=== DATASET CONTENT ===

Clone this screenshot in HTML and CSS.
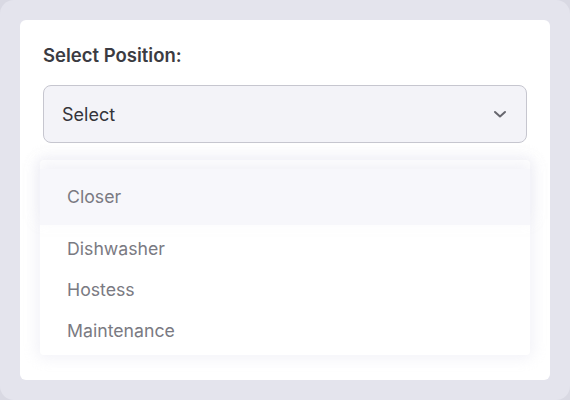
FILE: index.html
```html
<!DOCTYPE html>
<html>
<head>
<meta charset="utf-8">
<link rel="stylesheet" href="styles.css">
</head>
<body>
<div class="frame">
  <div class="card">
    <div class="label">Select Position:</div>
    <div class="select">
      <span class="value">Select</span>
      <svg class="chev" width="14" height="9" viewBox="0 0 14 9"><path d="M2 2 L7 6.5 L12 2" fill="none" stroke="#66666e" stroke-width="2" stroke-linecap="round" stroke-linejoin="round"/></svg>
    </div>
    <ul class="list">
      <li class="item active">Closer</li>
      <li class="item">Dishwasher</li>
      <li class="item">Hostess</li>
      <li class="item">Maintenance</li>
    </ul>
  </div>
</div>
</body>
</html>
```
FILE: styles.css
```css
html, body { margin: 0; padding: 0; background: #d9d9e3; }
body { width: 570px; height: 400px; overflow: hidden; font-family: Inter, "Noto Sans", sans-serif; }
.frame {
  width: 570px; height: 400px; box-sizing: border-box;
  background: #e4e4ed; border-radius: 14px; padding: 20px;
}
.card {
  background: #ffffff; border-radius: 6px; height: 360px;
  box-sizing: border-box; padding: 23px 23px 0 23px;
}
.label {
  font-size: 18.5px; font-weight: 600; color: #3b3b42; line-height: 24px;
  margin-bottom: 18px;
}
.select {
  height: 58px; box-sizing: border-box; background: #f3f3f8;
  border: 1px solid #c6c6cf; border-radius: 8px;
  display: flex; align-items: center; justify-content: space-between;
  padding: 0 19px 0 18px;
}
.value { font-size: 18px; color: #34343a; }
.chev { display: block; }
.list {
  list-style: none; margin: 17px -3px 0 -3px; padding: 9px 0 4px 0;
  background: #fff; box-shadow: 0 0 14px 4px rgba(228, 228, 240, 0.45);
  border-radius: 4px;
}
.item {
  font-size: 17.7px; color: #7a7a82; height: 41px; line-height: 41px;
  padding-left: 27px;
}
.item.active {
  height: 56px; line-height: 56px; background: #f7f7fb; margin-bottom: 3px;
  box-shadow: 0 -6px 12px rgba(232, 232, 242, 0.5);
}
```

===

DIRECTION:
Take the listing above and print it exactly, apart from the pictures.

REPLY:
Clone this screenshot in HTML and CSS.
FILE: index.html
```html
<!DOCTYPE html>
<html>
<head>
<meta charset="utf-8">
<link rel="stylesheet" href="styles.css">
</head>
<body>
<div class="frame">
  <div class="card">
    <div class="label">Select Position:</div>
    <div class="select">
      <span class="value">Select</span>
      <svg class="chev" width="14" height="9" viewBox="0 0 14 9"><path d="M2 2 L7 6.5 L12 2" fill="none" stroke="#66666e" stroke-width="2" stroke-linecap="round" stroke-linejoin="round"/></svg>
    </div>
    <ul class="list">
      <li class="item active">Closer</li>
      <li class="item">Dishwasher</li>
      <li class="item">Hostess</li>
      <li class="item">Maintenance</li>
    </ul>
  </div>
</div>
</body>
</html>
```
FILE: styles.css
```css
html, body { margin: 0; padding: 0; background: #d9d9e3; }
body { width: 570px; height: 400px; overflow: hidden; font-family: Inter, "Noto Sans", sans-serif; }
.frame {
  width: 570px; height: 400px; box-sizing: border-box;
  background: #e4e4ed; border-radius: 14px; padding: 20px;
}
.card {
  background: #ffffff; border-radius: 6px; height: 360px;
  box-sizing: border-box; padding: 23px 23px 0 23px;
}
.label {
  font-size: 18.5px; font-weight: 600; color: #3b3b42; line-height: 24px;
  margin-bottom: 18px;
}
.select {
  height: 58px; box-sizing: border-box; background: #f3f3f8;
  border: 1px solid #c6c6cf; border-radius: 8px;
  display: flex; align-items: center; justify-content: space-between;
  padding: 0 19px 0 18px;
}
.value { font-size: 18px; color: #34343a; }
.chev { display: block; }
.list {
  list-style: none; margin: 17px -3px 0 -3px; padding: 9px 0 4px 0;
  background: #fff; box-shadow: 0 0 14px 4px rgba(228, 228, 240, 0.45);
  border-radius: 4px;
}
.item {
  font-size: 17.7px; color: #7a7a82; height: 41px; line-height: 41px;
  padding-left: 27px;
}
.item.active {
  height: 56px; line-height: 56px; background: #f7f7fb; margin-bottom: 3px;
  box-shadow: 0 -6px 12px rgba(232, 232, 242, 0.5);
}
```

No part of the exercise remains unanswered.